Q: Do backlinks still matter for AI search visibility?
Yes, but in a different way. Backlinks signal credibility to the underlying search index that AI models draw from. A page with no external links may never get indexed in the first place. The tactical obsession with link-building has shifted, but links as a trust signal remain relevant.
Q: Is short-form or long-form content better for AI citation?
Neither length wins automatically. Content that thoroughly answers a specific question — whether in 500 words or 2,000 — beats content that fills a word count target with repetition. Write to fully answer the question. Stop there.
Q: Can smaller sites rank in AI search against established players?

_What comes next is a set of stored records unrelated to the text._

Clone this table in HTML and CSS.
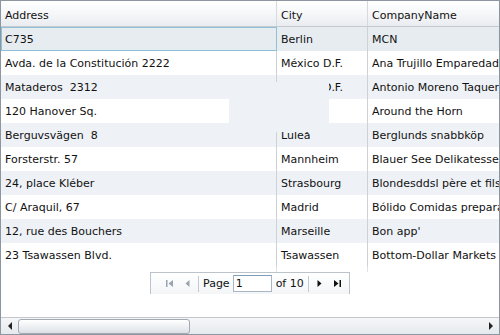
FILE: index.html
```html
<!DOCTYPE html>
<html>
    <head>
        <link rel="stylesheet" href="styles.css">
    </head>
    <body>
        <div class="grid">
            <div class="grid-body">
                <div class="row head">
                    <div class="cell c-address">Address</div>
                    <div class="cell c-city">City</div>
                    <div class="cell c-company">CompanyName</div>
                </div>
                <div class="row odd current">
                    <div class="cell c-address">C735</div>
                    <div class="cell c-city">Berlin</div>
                    <div class="cell c-company">MCN</div>
                </div>
                <div class="row">
                    <div class="cell c-address">Avda. de la Constitución 2222</div>
                    <div class="cell c-city">México D.F.</div>
                    <div class="cell c-company">Ana Trujillo Emparedados y helados</div>
                </div>
                <div class="row odd">
                    <div class="cell c-address">Mataderos&nbsp; 2312</div>
                    <div class="cell c-city">México D.F.</div>
                    <div class="cell c-company">Antonio Moreno Taquería</div>
                </div>
                <div class="row">
                    <div class="cell c-address">120 Hanover Sq.</div>
                    <div class="cell c-city">London</div>
                    <div class="cell c-company">Around the Horn</div>
                </div>
                <div class="row odd">
                    <div class="cell c-address">Berguvsvägen&nbsp; 8</div>
                    <div class="cell c-city">Luleå</div>
                    <div class="cell c-company">Berglunds snabbköp</div>
                </div>
                <div class="row">
                    <div class="cell c-address">Forsterstr. 57</div>
                    <div class="cell c-city">Mannheim</div>
                    <div class="cell c-company">Blauer See Delikatessen</div>
                </div>
                <div class="row odd">
                    <div class="cell c-address">24, place Kléber</div>
                    <div class="cell c-city">Strasbourg</div>
                    <div class="cell c-company">Blondesddsl père et fils</div>
                </div>
                <div class="row">
                    <div class="cell c-address">C/ Araquil, 67</div>
                    <div class="cell c-city">Madrid</div>
                    <div class="cell c-company">Bólido Comidas preparadas</div>
                </div>
                <div class="row odd">
                    <div class="cell c-address">12, rue des Bouchers</div>
                    <div class="cell c-city">Marseille</div>
                    <div class="cell c-company">Bon app'</div>
                </div>
                <div class="row">
                    <div class="cell c-address">23 Tsawassen Blvd.</div>
                    <div class="cell c-city">Tsawassen</div>
                    <div class="cell c-company">Bottom-Dollar Markets</div>
                </div>
                <div class="row tail">
                    <div class="cell c-address"></div>
                    <div class="cell c-city"></div>
                    <div class="cell c-company"></div>
                </div>

                <div class="pager-wrap">
                    <div class="pager">
                        <span class="pbtn">
                            <svg width="9" height="9" viewBox="0 0 9 9"><rect x="1" y="1" width="1.5" height="7" fill="#9aa3ad"/><path d="M8 1 L3.5 4.5 L8 8 Z" fill="#9aa3ad"/></svg>
                        </span>
                        <span class="pbtn">
                            <svg width="9" height="9" viewBox="0 0 9 9"><path d="M6.5 1 L2.5 4.5 L6.5 8 Z" fill="#9aa3ad"/></svg>
                        </span>
                        <span class="psep"></span>
                        <span class="plabel">Page</span>
                        <span class="pinput">1</span>
                        <span class="plabel">of 10</span>
                        <span class="psep"></span>
                        <span class="pbtn">
                            <svg width="9" height="9" viewBox="0 0 9 9"><path d="M2.5 1 L6.5 4.5 L2.5 8 Z" fill="#111"/></svg>
                        </span>
                        <span class="pbtn">
                            <svg width="9" height="9" viewBox="0 0 9 9"><path d="M1 1 L5.5 4.5 L1 8 Z" fill="#111"/><rect x="6.5" y="1" width="1.5" height="7" fill="#111"/></svg>
                        </span>
                    </div>
                </div>

                <div class="paint-glitch"></div>
            </div>

            <div class="hscroll">
                <span class="arrow">
                    <svg width="6" height="8" viewBox="0 0 6 8"><path d="M5 0 L1 4 L5 8 Z" fill="#222"/></svg>
                </span>
                <div class="track">
                    <div class="thumb"></div>
                </div>
                <span class="arrow">
                    <svg width="6" height="8" viewBox="0 0 6 8"><path d="M1 0 L5 4 L1 8 Z" fill="#222"/></svg>
                </span>
            </div>
        </div>
    </body>
</html>
```

FILE: styles.css
```css
* {
    box-sizing: border-box;
}

body {
    margin: 0;
    background: #ffffff;
    font-family: "DejaVu Sans", Verdana, sans-serif;
    font-size: 11px;
    color: #111;
}

.grid {
    width: 500px;
    height: 335px;
    border: 1px solid #8c96a0;
    display: flex;
    flex-direction: column;
    overflow: hidden;
}

.grid-body {
    position: relative;
    flex: 1;
    overflow: hidden;
}

.row {
    display: flex;
    height: 24px;
    background: #ffffff;
}

.row.odd {
    background: #eef1f6;
}

.row.head {
    height: 26px;
    background: linear-gradient(#ffffff, #f6f7f9 50%, #e9ecf0);
    border-bottom: 1px solid #c5cad1;
}

.cell {
    flex-shrink: 0;
    padding-left: 4px;
    display: flex;
    align-items: center;
    white-space: nowrap;
    overflow: hidden;
    border-right: 1px solid #cdd2d8;
}

.head .cell {
    padding-top: 3px;
    border-right-color: #d6dade;
}

.c-address {
    width: 276px;
}

.c-city {
    width: 91px;
}

.c-company {
    width: 140px;
    border-right: none;
}

.row.current {
    background: #e7ecf1;
}

.row.current .c-address {
    border: 1px solid #8ec1d6;
    padding-left: 3px;
}

.row.tail {
    height: 5px;
    background: transparent;
}

.row.tail .cell {
    border-right-color: #dfe2e6;
}

.pager-wrap {
    display: flex;
    justify-content: center;
}

.pager {
    width: 200px;
    height: 22px;
    display: flex;
    align-items: center;
    padding-left: 9px;
    white-space: nowrap;
    border: 1px solid #bcc3cb;
    border-bottom: none;
    background: linear-gradient(#ffffff, #f3f5f7);
}

.pbtn {
    width: 18px;
    height: 18px;
    flex-shrink: 0;
    display: flex;
    align-items: center;
    justify-content: center;
}

.psep {
    width: 1px;
    height: 16px;
    flex-shrink: 0;
    background: #c3c9d0;
    margin: 0 2px;
}

.plabel {
    padding: 0 2px;
    flex-shrink: 0;
}

.pinput {
    width: 39px;
    height: 17px;
    flex-shrink: 0;
    margin: 0 2px 0 1px;
    padding-left: 2px;
    border: 1px solid #aab6c4;
    border-top-color: #7f9db9;
    background: #ffffff;
    line-height: 15px;
}

.paint-glitch {
    position: absolute;
    left: 228px;
    top: 81px;
    width: 100px;
    height: 50px;
    background: #eef1f6;
}

.hscroll {
    height: 17px;
    display: flex;
    align-items: center;
    border-top: 1px solid #c3c7cc;
    background: linear-gradient(#f5f6f8, #e6e9ed);
}

.arrow {
    width: 17px;
    display: flex;
    justify-content: center;
}

.track {
    flex: 1;
    height: 15px;
}

.thumb {
    width: 172px;
    height: 15px;
    border: 1px solid #a3a9b1;
    border-radius: 3px;
    background: linear-gradient(#ffffff, #eef0f3 50%, #dde1e6);
}
```
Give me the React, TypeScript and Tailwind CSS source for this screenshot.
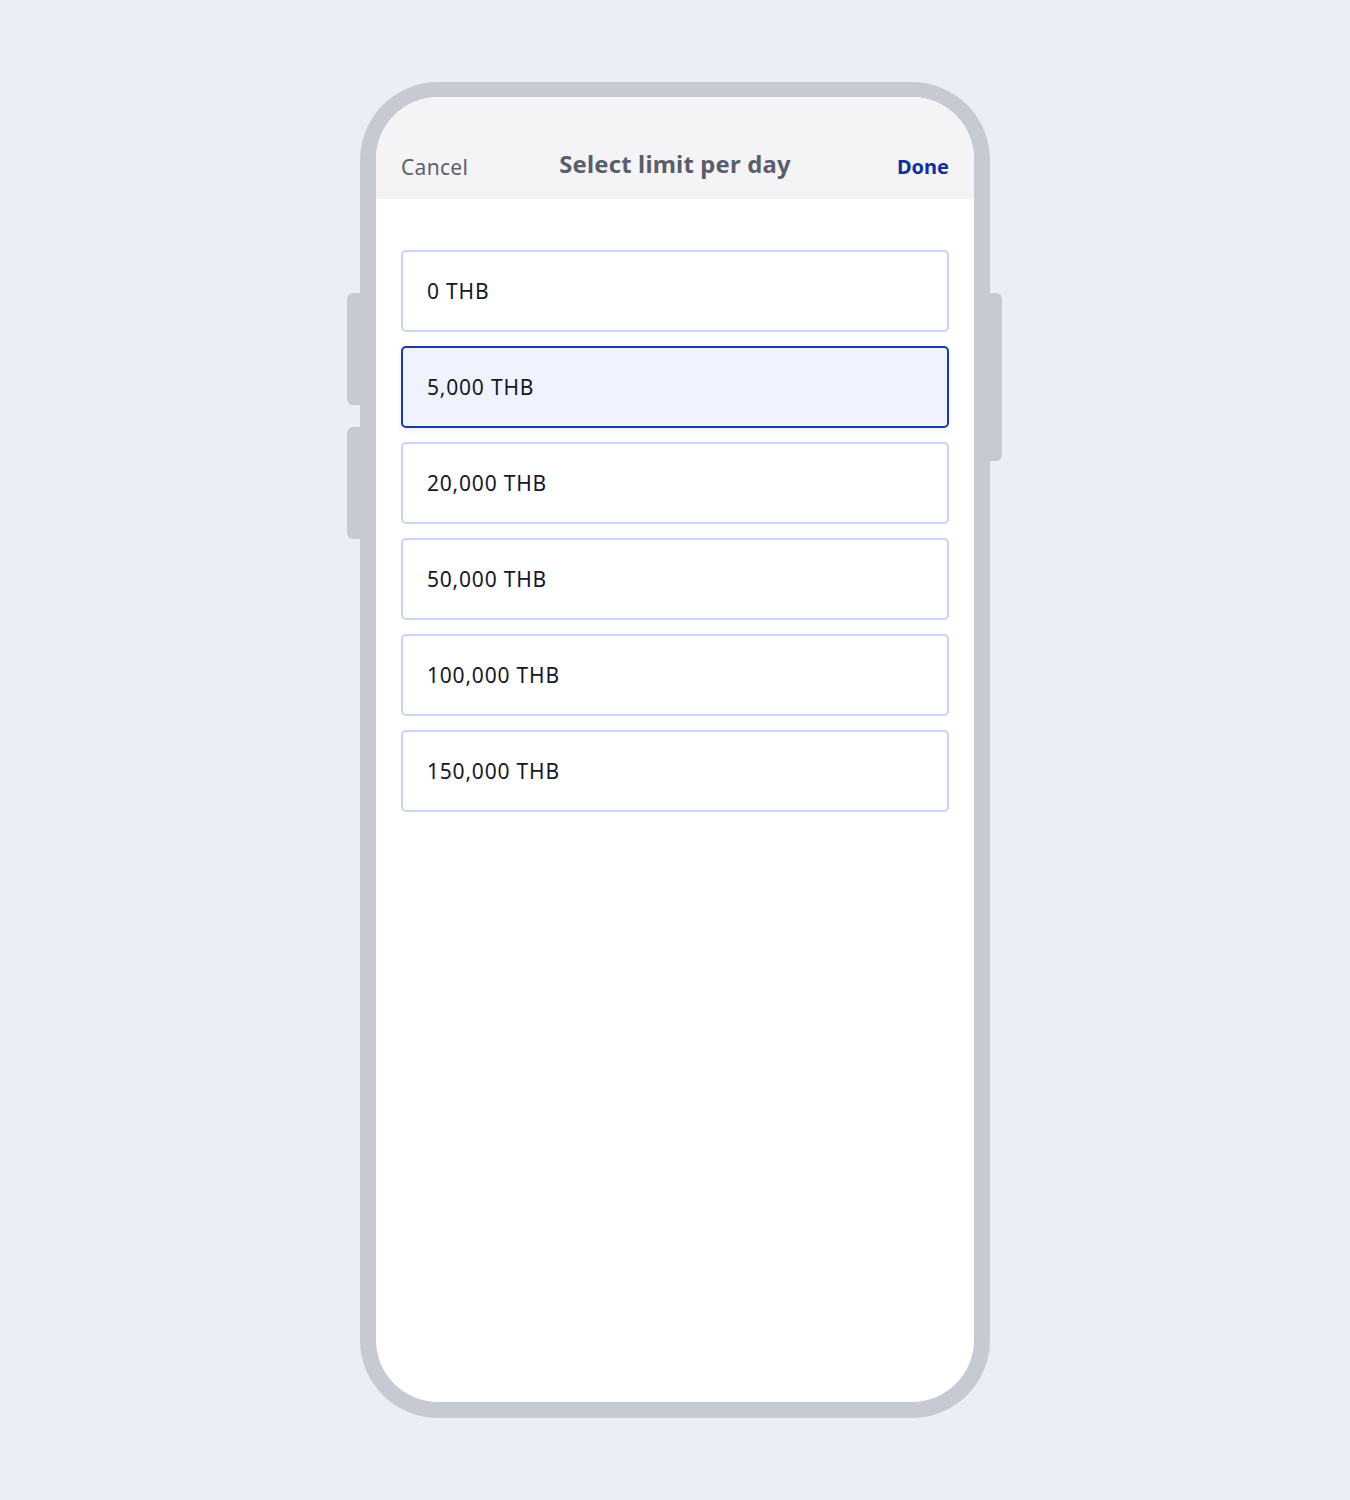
const options = ['0 THB', '5,000 THB', '20,000 THB', '50,000 THB', '100,000 THB', '150,000 THB']
const selected = '5,000 THB'

export default function App() {
  return (
    <div
      className="flex h-[1500px] w-full justify-center bg-[#ebeef6] pt-[82px]"
      style={{ fontFamily: '"Noto Sans", "Open Sans", sans-serif' }}
    >
      <div className="relative h-[1336px] w-[630px]">
        {/* side buttons */}
        <div className="absolute left-[-13px] top-[211px] h-[112px] w-[14px] rounded-l-[6px] bg-[#c7cad3]" />
        <div className="absolute left-[-13px] top-[345px] h-[112px] w-[14px] rounded-l-[6px] bg-[#c7cad3]" />
        <div className="absolute right-[-12px] top-[211px] h-[168px] w-[14px] rounded-r-[6px] bg-[#c7cad3]" />

        <div className="relative h-full w-full rounded-[78px] border-[16px] border-t-[15px] border-[#c7cad3] bg-[#c7cad3]">
          <div className="flex h-full flex-col overflow-hidden rounded-[62px] bg-white">
            <div className="grid h-[102px] shrink-0 grid-cols-[1fr_auto_1fr] items-end bg-[#f4f4f6] px-[25px] pb-[18px]">
              <span className="text-[21px] leading-[28px] tracking-[0.3px] text-[#5d6170]">Cancel</span>
              <span className="mb-[2px] text-[23.8px] font-bold leading-[30px] tracking-[0.2px] text-[#5a5d6b]">
                Select limit per day
              </span>
              <span className="text-right text-[20px] font-bold leading-[28px] text-[#0f2f9c]">Done</span>
            </div>
            <div className="flex flex-col gap-[14px] px-[25px] pt-[51px]">
              {options.map((o) => {
                const active = o === selected
                return (
                  <div
                    key={o}
                    className={
                      active
                        ? 'flex h-[82px] items-center rounded-[5px] border-2 border-[#1d3a9e] bg-[#f0f3fe] px-[24px] shadow-[0_3px_6px_rgba(30,58,158,0.08)]'
                        : 'flex h-[82px] items-center rounded-[5px] border-2 border-[#c8d3f6] bg-white px-[24px]'
                    }
                  >
                    <span className="text-[21px] leading-[28px] tracking-[0.8px] text-[#15172a]">{o}</span>
                  </div>
                )
              })}
            </div>
          </div>
        </div>
      </div>
    </div>
  )
}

More often than people expect. AI models prioritize answer quality, not domain size. A focused, well-written piece from a niche site regularly beats thin content from large publications. Depth and specificity on a narrow topic will consistently outperform broad coverage that goes nowhere.
Q: What’s the biggest mistake marketers make when trying to rank in AI search?
Treating it like traditional keyword SEO. Writing for AI search means writing for extraction — clear answers, structured content, and genuine depth. Marketers who simply add more keywords to existing pages see no improvement. The ones who restructure content around questions and answers see results.
Q: Does publishing frequency affect AI search rankings?
Less than most people think. Publishing one well-researched article per week will outperform publishing five thin articles. AI models don’t count your posts. They evaluate the quality and completeness of each one independently.